Karl Denninger karl at denninger.net
Tue Apr 5 18:25:17 PDT 2005


On Thu, Mar 31, 2005 at 11:06:08AM -0600, Karl Denninger wrote:
> On Thu, Mar 31, 2005 at 12:02:20PM -0500, Matthew N. Dodd wrote:
> > On Wed, 30 Mar 2005, Karl Denninger wrote:
> > > Removing the FIRST delta, which is:
> > >
> > > 218a219,221
> > >       if (!dumping)
> > >           callout_reset(&request->callout, request->timeout * hz,
> > >                         (timeout_t*)ata_timeout, request);
> > >
> > > appears to get rid of the crashes while not harming data integrity OR the
> > > reqeueing.
> > 
> > I'd be interested to know if the attached patch does anything.
> > 
> > -- 
> > 10 40 80 C0 00 FF FF FF FF C0 00 00 00 00 10 AA AA 03 00 00 00 08 00
> > Index: ata-queue.c
> > ===================================================================
> > RCS file: /home/ncvs/src/sys/dev/ata/ata-queue.c,v
> > retrieving revision 1.32.2.6
> > diff -u -u -r1.32.2.6 ata-queue.c
> > --- ata-queue.c	23 Mar 2005 04:50:26 -0000	1.32.2.6
> > +++ ata-queue.c	31 Mar 2005 17:00:46 -0000
> > @@ -217,8 +217,7 @@
> >      }
> >      else {
> >  	if (!dumping)
> > -	    callout_reset(&request->callout, request->timeout * hz,
> > -			  (timeout_t*)ata_timeout, request);
> > +            callout_drain(&request->callout);
> >  	if (request->bio && !(request->flags & ATA_R_TIMEOUT)) {
> >  	    ATA_DEBUG_RQ(request, "finish bio_taskqueue");
> >  	    bio_taskqueue(request->bio, (bio_task_t *)ata_completed, request);
> > 
> 
> It'll be a few hours before I will know on the production machine - the RAID
> array has to rebuild before I can trigger the problem, and we're scheduled
> for some power work here in an hour or so - which I suspect will get in the
> way.
> 
> What do you expect the patch to do, given that removing the delta appears to
> fix the instability problem?

This patch appears to be "safe".

I have about 2 hours on the production machine right now post-rebuild (which
had to complete first) with the added "callout_drain" in, have taken two DMA
WRITE retries, and have not yet seen any evidence of destabilization.

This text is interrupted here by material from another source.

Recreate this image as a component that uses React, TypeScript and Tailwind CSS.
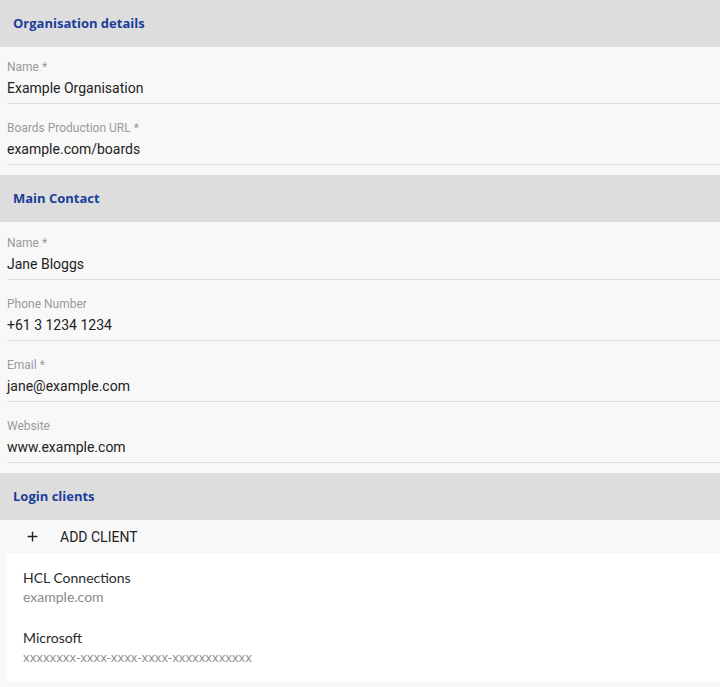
import { Plus } from 'lucide-react';

const roboto = "font-['Roboto','Liberation_Sans',sans-serif]";
const openSans = "font-['Open_Sans','Liberation_Sans',sans-serif]";
const lato = "font-['Lato','Open_Sans',sans-serif]";

type Field = { label: string; value: string };

const orgFields: Field[] = [
  { label: 'Name *', value: 'Example Organisation' },
  { label: 'Boards Production URL *', value: 'example.com/boards' },
];

const contactFields: Field[] = [
  { label: 'Name *', value: 'Jane Bloggs' },
  { label: 'Phone Number', value: '+61 3 1234 1234' },
  { label: 'Email *', value: 'jane@example.com' },
  { label: 'Website', value: 'www.example.com' },
];

const clients = [
  { name: 'HCL Connections', detail: 'example.com', small: false },
  { name: 'Microsoft', detail: 'xxxxxxxx-xxxx-xxxx-xxxx-xxxxxxxxxxxx', small: true },
];

const SectionHeader = ({ title }: { title: string }) => (
  <div className="h-[47px] bg-[#dddddd] flex items-center px-[13px]">
    <h2 className={`${openSans} text-[13px] font-bold text-[#1a3e9b]`}>{title}</h2>
  </div>
);

const FieldList = ({ fields, firstPad }: { fields: Field[]; firstPad: string }) => (
  <div className="pl-[7px] pb-[10px]">
    {fields.map((f, i) => (
      <div
        key={f.label}
        className={`${i === 0 ? firstPad : 'pt-4'} pb-[5px] border-b border-[#dcdcdc] ${roboto}`}
      >
        <div className="text-xs leading-4 text-[#9a9a9a]">{f.label}</div>
        <div className="mt-[3px] text-sm leading-5 text-[#222]">{f.value}</div>
      </div>
    ))}
  </div>
);

export default function App() {
  return (
    <div className="min-h-screen bg-[#f8f8f8] pb-[6px]">
      <SectionHeader title="Organisation details" />
      <FieldList fields={orgFields} firstPad="pt-[12px]" />

      <SectionHeader title="Main Contact" />
      <FieldList fields={contactFields} firstPad="pt-[13px]" />

      <SectionHeader title="Login clients" />
      <button className={`h-[33px] flex items-center pl-[25px] gap-[20px] ${roboto} text-sm text-[#222]`}>
        <Plus size={15} strokeWidth={2.2} className="text-[#222]" />
        <span>ADD CLIENT</span>
      </button>
      <div className="ml-[7px] bg-white pt-[15px] pb-4 pl-4 flex flex-col gap-[22px]">
        {clients.map((c) => (
          <div key={c.name}>
            <div className={`${lato} text-sm leading-5 text-[#2a2a2a]`}>{c.name}</div>
            <div
              className={`${c.small ? `${openSans} text-[12.7px]` : `${lato} text-sm`} leading-[18px] text-[#8a8a8a]`}
            >
              {c.detail}
            </div>
          </div>
        ))}
      </div>
    </div>
  );
}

This is good evidence but not proof - before I took out the original line
the FIRST write retry would immediately cause the system to become unstable.

--
-- 
Karl Denninger (karl at denninger.net) Internet Consultant & Kids Rights Activist
http://www.denninger.net	My home on the net - links to everything I do!
http://scubaforum.org		Your UNCENSORED place to talk about DIVING!
http://www.spamcuda.net		SPAM FREE mailboxes - FREE FOR A LIMITED TIME!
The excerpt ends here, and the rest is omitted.